## [What needs to be done]
Of all the lines in the material below, how many include the string "this"? Give the number only.

— Start —

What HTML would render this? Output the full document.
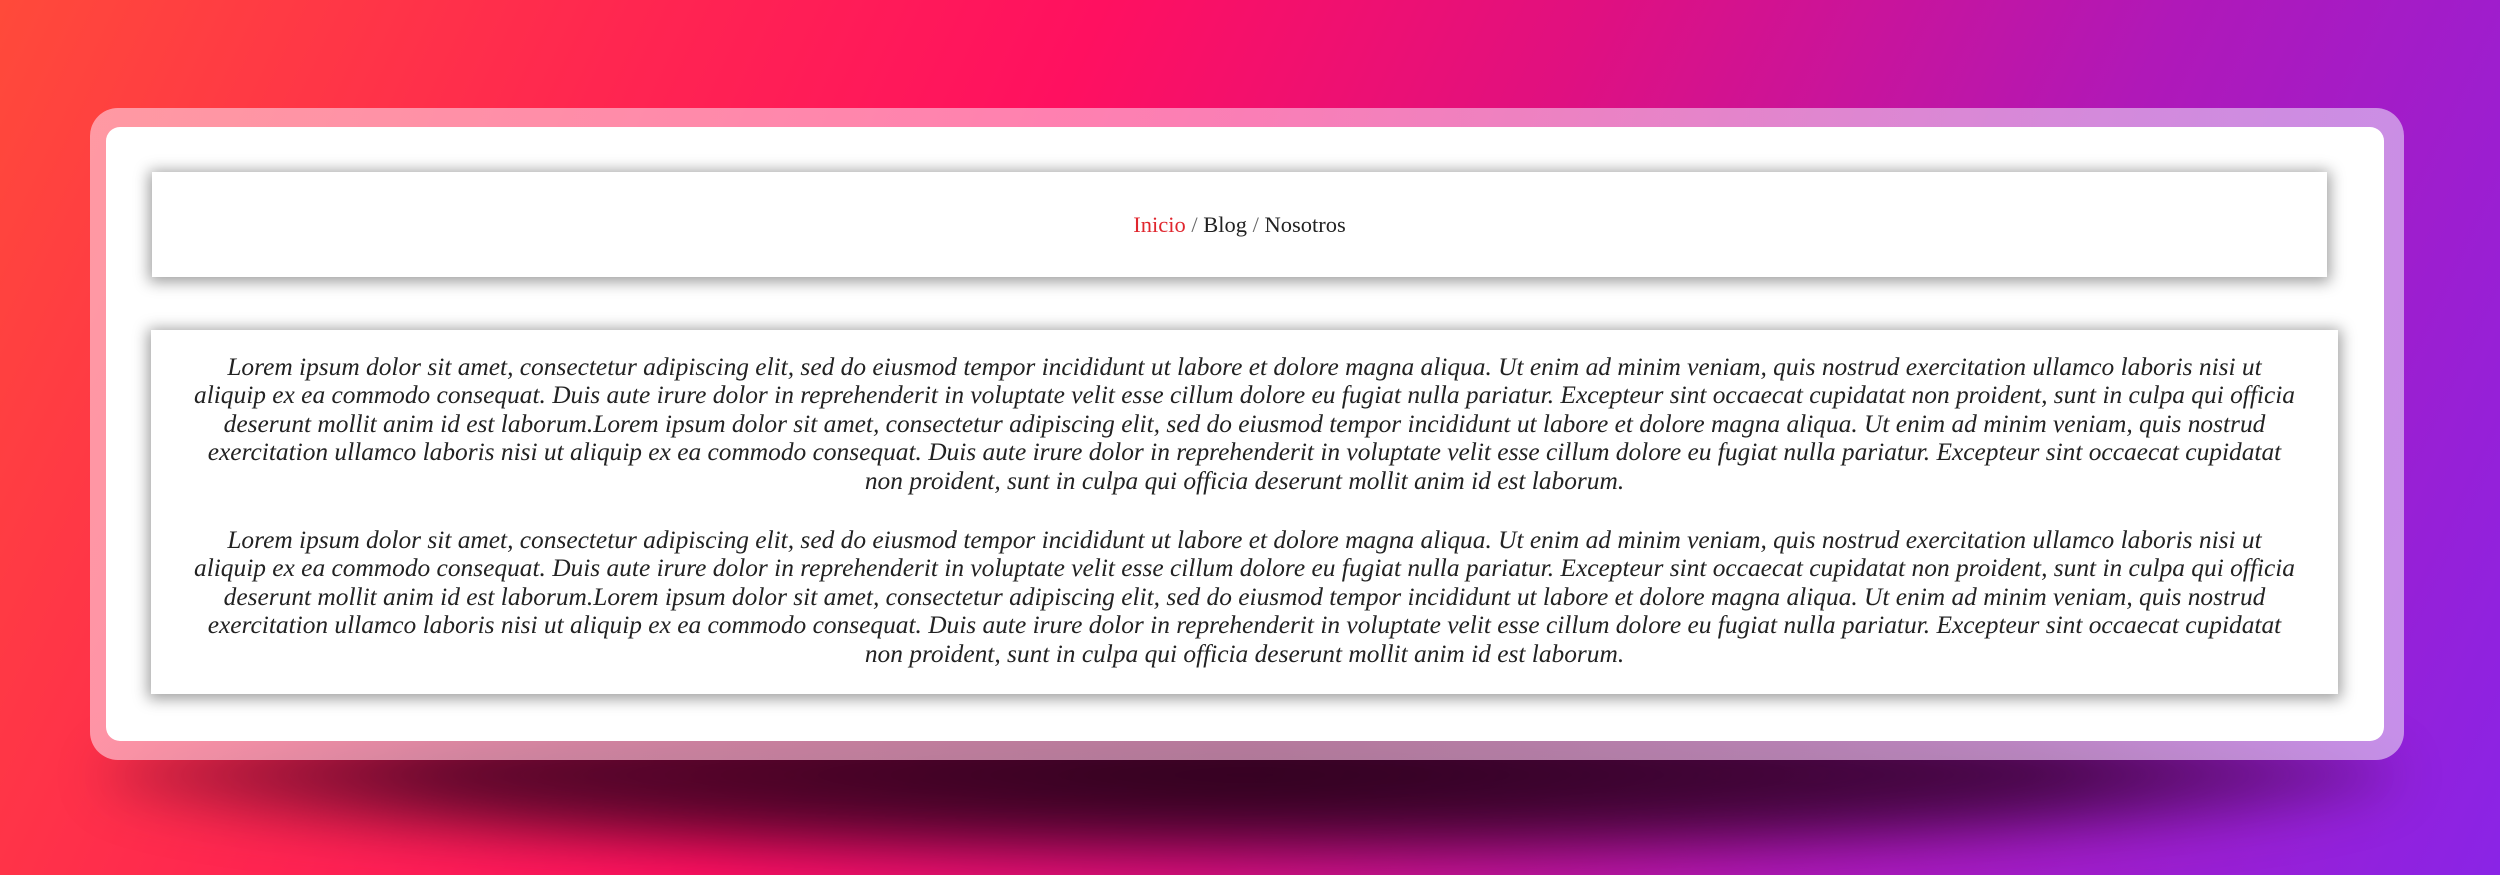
<!DOCTYPE html>
<html><head><meta charset="utf-8"><style>
html,body{margin:0;padding:0}
body{width:2500px;height:875px;overflow:hidden;position:relative;
background:linear-gradient(115deg,#ff4a3a 0%,#ff2650 22%,#ff1060 38%,#e01080 55%,#b018b8 75%,#8a24e6 100%);
font-family:"Liberation Serif",serif}
.shadow{position:absolute;left:100px;top:690px;width:2300px;height:170px;border-radius:50%;
background:radial-gradient(ellipse at center,rgba(30,0,20,0.95) 0%,rgba(40,0,30,0.75) 50%,rgba(40,0,40,0) 78%);filter:blur(25px)}
.outer{position:absolute;left:90px;top:108px;width:2314px;height:652px;border-radius:28px;
background:linear-gradient(90deg,rgba(255,190,205,0.7),rgba(255,200,230,0.6) 50%,rgba(220,190,240,0.7))}
.inner{position:absolute;left:106px;top:127px;width:2278px;height:614px;border-radius:14px;background:#fff}
.card{position:absolute;background:#fff;box-shadow:0 2px 14px 3px rgba(0,0,0,0.38)}
.nav{left:152px;top:172px;width:2175px;height:105px;display:flex;align-items:center;justify-content:center;font-size:22.5px;color:#222}
.nav .a{color:#e0262e}.nav .s{color:#666}
.content{left:151px;top:330px;width:2187px;height:364px;box-sizing:border-box;padding:23px 40px 0;text-align:center;font-style:italic;font-size:25.4px;line-height:28.4px;color:#222}
.content p{margin:0 0 31px}
</style></head><body>
<div class="shadow"></div>
<div class="outer"></div>
<div class="inner"></div>
<div class="card nav"><span><span class="a">Inicio</span> <span class="s">/</span> Blog <span class="s">/</span> Nosotros</span></div>
<div class="card content">
<p>Lorem ipsum dolor sit amet, consectetur adipiscing elit, sed do eiusmod tempor incididunt ut labore et dolore magna aliqua. Ut enim ad minim veniam, quis nostrud exercitation ullamco laboris nisi ut aliquip ex ea commodo consequat. Duis aute irure dolor in reprehenderit in voluptate velit esse cillum dolore eu fugiat nulla pariatur. Excepteur sint occaecat cupidatat non proident, sunt in culpa qui officia deserunt mollit anim id est laborum.Lorem ipsum dolor sit amet, consectetur adipiscing elit, sed do eiusmod tempor incididunt ut labore et dolore magna aliqua. Ut enim ad minim veniam, quis nostrud exercitation ullamco laboris nisi ut aliquip ex ea commodo consequat. Duis aute irure dolor in reprehenderit in voluptate velit esse cillum dolore eu fugiat nulla pariatur. Excepteur sint occaecat cupidatat non proident, sunt in culpa qui officia deserunt mollit anim id est laborum.</p>
<p>Lorem ipsum dolor sit amet, consectetur adipiscing elit, sed do eiusmod tempor incididunt ut labore et dolore magna aliqua. Ut enim ad minim veniam, quis nostrud exercitation ullamco laboris nisi ut aliquip ex ea commodo consequat. Duis aute irure dolor in reprehenderit in voluptate velit esse cillum dolore eu fugiat nulla pariatur. Excepteur sint occaecat cupidatat non proident, sunt in culpa qui officia deserunt mollit anim id est laborum.Lorem ipsum dolor sit amet, consectetur adipiscing elit, sed do eiusmod tempor incididunt ut labore et dolore magna aliqua. Ut enim ad minim veniam, quis nostrud exercitation ullamco laboris nisi ut aliquip ex ea commodo consequat. Duis aute irure dolor in reprehenderit in voluptate velit esse cillum dolore eu fugiat nulla pariatur. Excepteur sint occaecat cupidatat non proident, sunt in culpa qui officia deserunt mollit anim id est laborum.</p>
</div>
</body></html>
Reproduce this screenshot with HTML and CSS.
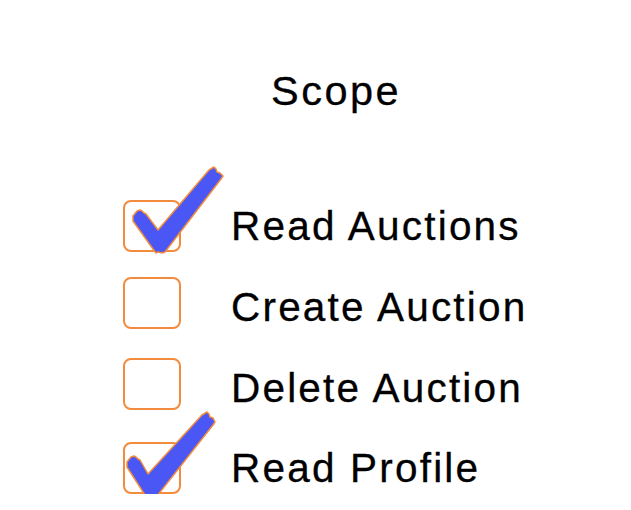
FILE: index.html
```html
<!DOCTYPE html>
<html lang="en">
<head>
<meta charset="utf-8">
<title>Scope</title>
<link rel="stylesheet" href="styles.css">
</head>
<body>
<main class="scope">
  <h1 class="scope-title">Scope</h1>
  <ul class="scope-list">
    <li class="scope-item">
      <span class="box">
        <svg class="check" viewBox="0 0 110 100" width="110" height="100" aria-hidden="true">
          <path d="M10,56 L14,51 L17,50 L19,51 L21,53 L23,54 L35,70 L86,10 L91,7 L93,9 L94,12 L97,13 L100,16 L98,19 L42,92 L39,93 L35,92 L33,93 L30,89 L10,61 Z"/>
        </svg>
      </span>
      <span class="label">Read Auctions</span>
    </li>
    <li class="scope-item">
      <span class="box box-raised"></span>
      <span class="label">Create Auction</span>
    </li>
    <li class="scope-item">
      <span class="box box-raised"></span>
      <span class="label">Delete Auction</span>
    </li>
    <li class="scope-item">
      <span class="box">
        <svg class="check" viewBox="0 0 110 100" width="110" height="100" aria-hidden="true">
          <path d="M4,60 L8,55 L11,54 L13,55 L15,57 L17,58 L25,72 L79,13 L84,10 L86,12 L87,15 L90,16 L92,20 L90,23 L34,94 L31,96 L27,95 L25,96 L22,93 L4,65 Z"/>
        </svg>
      </span>
      <span class="label">Read Profile</span>
    </li>
  </ul>
</main>
</body>
</html>
```

FILE: styles.css
```css
html, body {
  margin: 0;
  padding: 0;
  background: #ffffff;
}

body {
  margin: 8px;
  font-family: "Liberation Sans", Arial, Helvetica, sans-serif;
  color: #000000;
}

.scope {
  display: flex;
  flex-direction: column;
}

.scope-title {
  margin: 60px 0 0 0;
  padding-left: 263px;
  font-size: 41.5px;
  font-weight: normal;
  line-height: 46px;
  letter-spacing: 2.5px;
  -webkit-text-stroke: 0.3px #000;
}

.scope-list {
  list-style: none;
  margin: 86px 0 0 0;
  padding: 0 0 0 115px;
  display: flex;
  flex-direction: column;
  gap: 28.8px;
}

.scope-item {
  display: flex;
  align-items: center;
  gap: 50px;
  height: 52px;
}

.box {
  position: relative;
  flex: none;
  width: 58px;
  height: 52px;
  box-sizing: border-box;
  border: 2px solid #f28c3c;
  border-radius: 8px;
}

.box-raised {
  margin-bottom: 7px;
}

.check {
  position: absolute;
  left: -2px;
  top: -42px;
  overflow: visible;
}

.check path {
  fill: #4b57f4;
  stroke: #f28c3c;
  stroke-width: 1.5;
  stroke-linejoin: round;
}

.label {
  font-size: 40.5px;
  line-height: 46px;
  letter-spacing: 2.2px;
  -webkit-text-stroke: 0.3px #000;
}
```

— End —

## [Solution]
2